Some leading businesses, including consumer goods manufacturers, have made moves to secure supplies of green resources. McKinsey notes: “The longer that others wait to devise their own strategies for procuring low-emissions resources, the more likely they will be to end up at a disadvantage.”

To date, Scope 3 reporting has been mostly voluntary but there is mounting pressure for it to become mandatory. In October 2022, the International Sustainability Standards Board (ISSB) of the IFRS Foundation unanimously voted to include Scope 3 emissions disclosure within new standards it is developing. This move will appeal not only to many green-minded consumers but also to a growing band of investors. A PwC survey of 325 investors (representing $14 trillion in assets under management) found that more than one-third of them identified cutting Scope 3 emissions as a priority.

5. Energy efficiency

Energy efficiency looms far larger as an issue for retailers than it did three years ago for obvious reasons. Climate change concerns are starker than ever, to which can be added the headache of high energy prices. 

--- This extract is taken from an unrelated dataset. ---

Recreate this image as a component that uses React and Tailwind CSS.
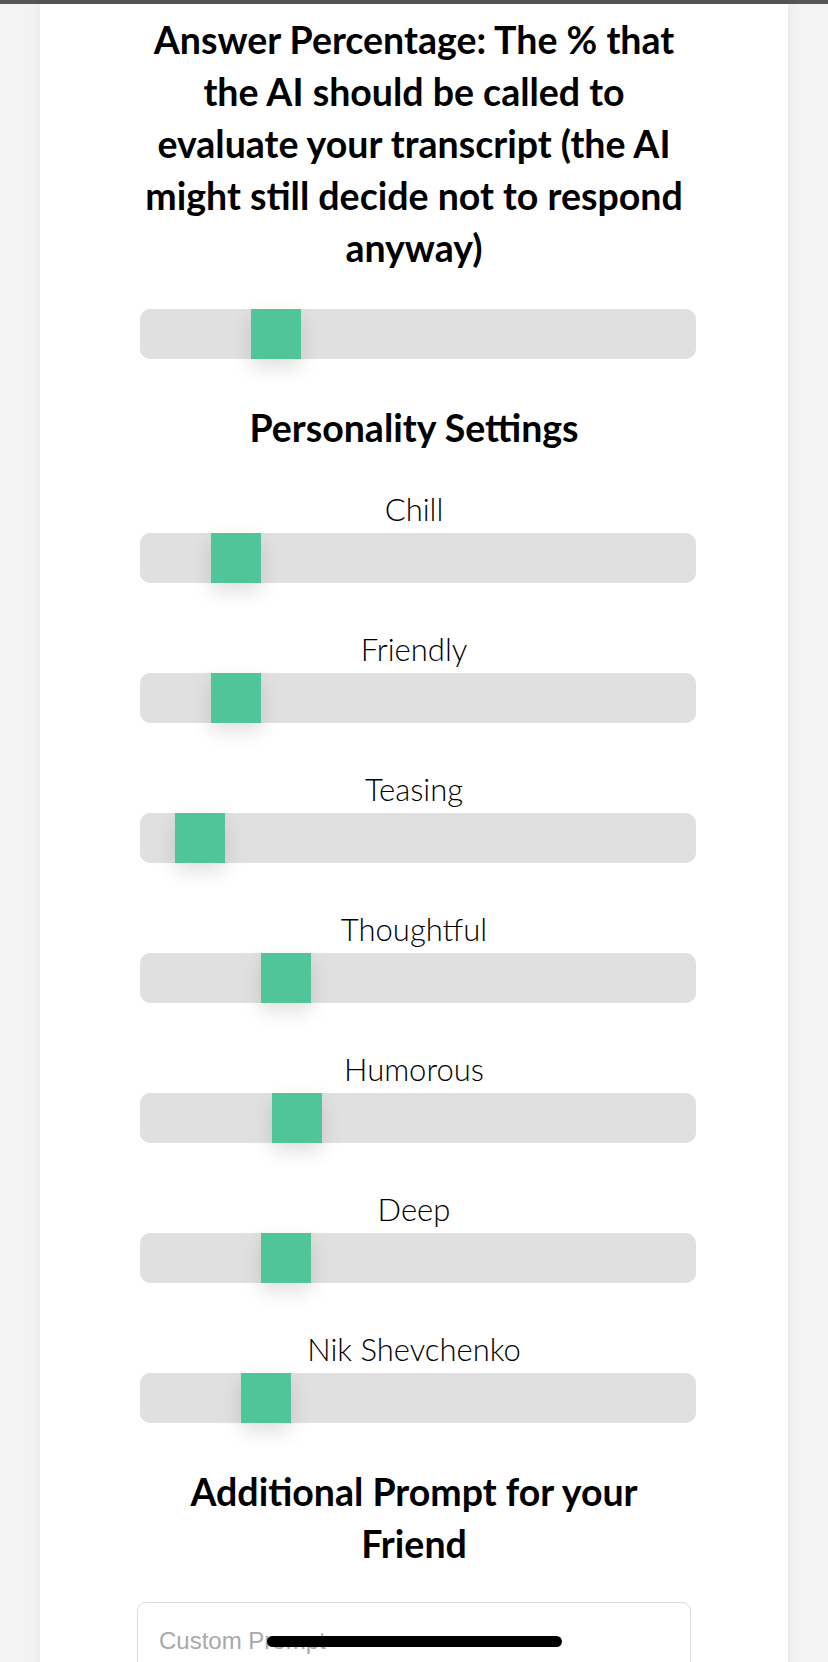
import React from "react";

const traits = [
  { name: "Chill", value: 14 },
  { name: "Friendly", value: 14 },
  { name: "Teasing", value: 7 },
  { name: "Thoughtful", value: 24 },
  { name: "Humorous", value: 26 },
  { name: "Deep", value: 24 },
  { name: "Nik Shevchenko", value: 20 },
];

// track is 556 wide, thumb 50 -> 506 px of travel
function Slider({ value }) {
  const left = (value / 100) * 506;
  return (
    <div className="relative ml-[100px] h-[50px] w-[556px] rounded-[10px] bg-[#e0e0e0]">
      <div
        className="absolute top-0 h-[50px] w-[50px] bg-[#51c59a] shadow-[0_8px_20px_rgba(0,0,0,0.13)]"
        style={{ left }}
      />
    </div>
  );
}

export default function App() {
  return (
    <div
      className="relative h-[1662px] overflow-hidden bg-[#f3f3f3]"
      style={{ fontFamily: "Lato, 'Liberation Sans', sans-serif" }}
    >
      <div className="h-[4px] bg-[#555555]" />

      <div className="mx-[40px] h-[1700px] bg-white pt-[10px] text-black shadow-[0_0_12px_rgba(0,0,0,0.07)]">
        <h1 className="mx-auto w-[660px] text-center text-[37.5px] font-bold leading-[52px]">
          Answer Percentage: The % that
          <br />
          the AI should be called to
          <br />
          evaluate your transcript (the AI
          <br />
          might still decide not to respond
          <br />
          anyway)
        </h1>

        <div className="mt-[35px]">
          <Slider value={22} />
        </div>

        <h2 className="mt-[43px] text-center text-[37.5px] font-bold leading-[52px]">
          Personality Settings
        </h2>

        <div className="mt-[35px]">
          {traits.map((t, i) => (
            <div key={t.name} className={i > 0 ? "mt-[46px]" : ""}>
              <div className="text-center text-[31px] font-light leading-[40px]">
                {t.name}
              </div>
              <div className="mt-[4px]">
                <Slider value={t.value} />
              </div>
            </div>
          ))}
        </div>

        <h2 className="mx-auto mt-[43px] w-[660px] text-center text-[37.5px] font-bold leading-[52px]">
          Additional Prompt for your
          <br />
          Friend
        </h2>

        <div className="ml-[97px] mt-[32px] h-[160px] w-[554px] rounded-[9px] border border-[#dcdcdc] px-[21px] pt-[20px]">
          <span
            className="text-[24px] text-[#a9a9a9]"
            style={{ fontFamily: "'Liberation Sans', Arial, sans-serif" }}
          >
            Custom Prompt
          </span>
        </div>
      </div>

      <div className="absolute bottom-[15px] left-[267px] h-[11px] w-[295px] rounded-full bg-black" />
    </div>
  );
}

Retail is said to account for around 17% of energy used by UK buildings, so there is potential for some major (and sustainability enhancing) savings to be made. High Street retailers are increasingly collaborating with their landlords to develop low carbon strategies and reviewing their heating, ventilation and air conditioning equipment to find more efficient solutions. In June 2022, the BRC published a useful Step-by-Step Guide to Energy Efficiency and Carbon Reduction in the Retail Industry, as part of its Climate Action Roadmap.

As we noted three years ago, “Sustainability is becoming the epicentre of FMCG business strategy”. That said, many leaders are understandably nervous of making investments that add to production costs in case consumers are unwilling to pay a ‘green premium’. A worry compounded by these inflationary times. Yet by making net zero a genuine priority companies may put themselves on the path to future success.   

Organisations’ ESG propositions are clearly running into a number of challenges, among them macroeconomic headwinds, heightened pressure from stakeholders and a lack of talent to implement and operationalise strategy. We would welcome comments on how these Sustainability hurdles can be overcome.